The invention of this ideal world of “impersonal aims and truths,” which bears a striking resemblance to that conceived by the apriorists, remains grounded in the empirical world; it is a product of “cooperation [between] particular wills and sensibilities” (342). Society, situated “above individual and local contingencies,” introduces a new mentality (340). It compels individuals to think in an impersonal and stable manner, which subsequently developed into organized and collective thought. As social reality is external to any single individual, universal categories can still be formulated — though now as a social fact, rather than Kantian truth. Durkheim rightfully conceives of these categories as “artful instruments of thought” that are the products of centuries of intellectual labor (21). The truths generated by society are common to everyone and do not bear the mark of any individual’s consciousness. Such collective artifacts “present guarantees of objectivity” as a function of their persistence; if they did not correspond to a material nature, they would not continue to hold “extensive and prolonged” sway in people’s minds (333).

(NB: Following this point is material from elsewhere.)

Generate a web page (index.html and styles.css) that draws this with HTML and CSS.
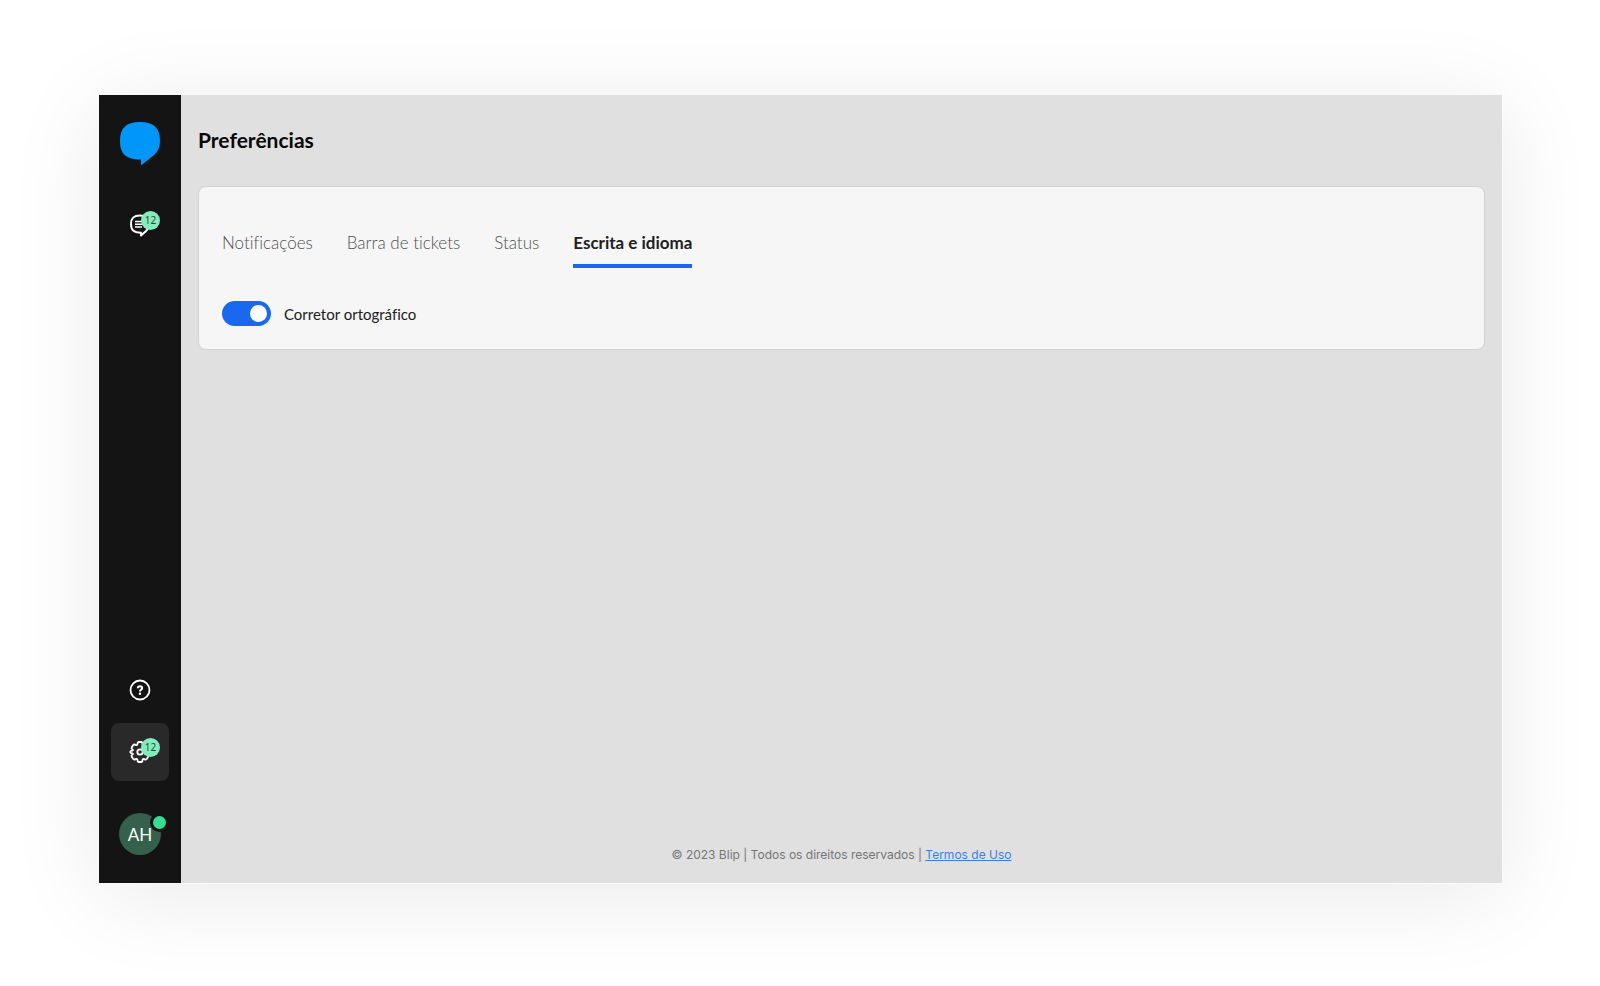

Durkheim’s new science of sociology is a compelling synthesis of apriorism and empiricism. Apriorism’s vision of universal reason before experience has been salvaged and, at last, its origins are accounted for. Impersonal reason is recast as “another name for collective thought” (341). The ideal becomes simply “a natural product of social life” (317). Furthermore, despite his affection for apriorism, Durkheim does not go as far as to entirely eschew the notion of any empirical reality. Indeed, he asserts that social reality will necessarily correspond to the nature of things, encapsulating an essential principle of empiricism. Durkheim, by examining the sources of the antagonism between empiricism and apriorism, effectively integrates the two.